What words come to mind easily when we think of Thanksgiving? Food, family, fellowship for starters. What others do you think of? How about these words: Confession of sins, transgressions, repentance, humiliation? Those are the words that Abraham Lincoln wove into the fabric of his Proclamation which preceded his establishment of a day of Thanksgiving. Context, of course, is important here. The Proclamation for a Day of Humiliation, Fasting and Prayer was issued on March 30th of 1863. (It is noteworthy that his predecessors in the office of the President of the United States had issued similar proclamations during their tenure in office.) The Civil War was nearing its second anniversary, and it was a rare village or town that had not experienced the loss of many of its young men in battle. Lincoln was fully committed to see the war through to the end which did not come until two years later on April 9, 1865, and the result of that commitment was the savagery and death that accompanied the war effort. In addition, he had experienced the death of his son, Willie, not that long before, presumably from typhoid fever on February 20 of 1862. His melancholy was well known to those around him and considering the many losses with which he was recently familiar, the need to unburden himself as well as the country writ large and to offer some ray of hope in this otherwise bleak landscape motivated the decision to make the proclamation.
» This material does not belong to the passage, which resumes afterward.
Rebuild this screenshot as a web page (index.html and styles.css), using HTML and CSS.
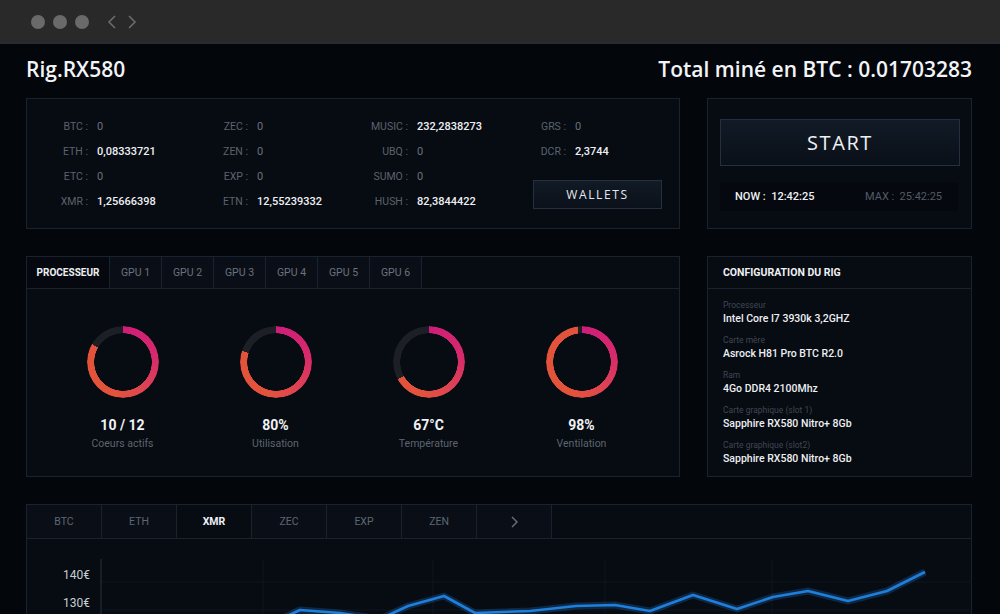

He let us know in the first full paragraph that it was his intention to seek a positive conclusion: “…in humble sorrow, yet with assured hope that genuine repentance will lead to mercy and pardon...” But then he makes his argument in a far more prayerful tone:
“And, insomuch as we know that, by His divine law, nations, like individuals are subjected to punishments and chastisements in this world, may we not justly fear that the awful calamity of civil war, which now desolates the land, may be but a punishment inflicted upon us for our presumptuous sins, to the needful end of our national reformation as a whole People? We have been the recipients of the choicest bounties of heaven. We have been preserved these many years in peace and prosperity. We have grown in numbers, wealth and power as no other nation has ever grown. Be we have forgotten God. We have forgotten the gracious hand which preserved us in peace, and multiplied and enriched and strengthened us and we have vainly imagined, in the deceitfulness of our hearts, that all these blessings were produced by some superior wisdom and virtue of our own. Intoxicated with unbroken success, we have become too self-sufficient to feel the necessity of redeeming and preserving grace, too proud to pray to the God that made us!”
Lincoln had lived a full life before ascending to the Presidency. His early childhood and teenage years were spent in Indiana in somewhat primitive surroundings. His schooling, such as it was, was by and large the result of his voracious appetite for reading anything and everything. He had experienced loss and love, but more loss. First his mother, then his first girlfriend, and later the loss of one of his children as an infant. But, he had always maintained a positive outlook and his many speeches on various subjects open a door to his thought process that was always upbeat and promising. His references to the Founding Fathers frequently were in the context of acknowledging the hopefulness of the foundational documents upon which this country was imagined…the Declaration of Independence, the Constitution, the Bill of Rights.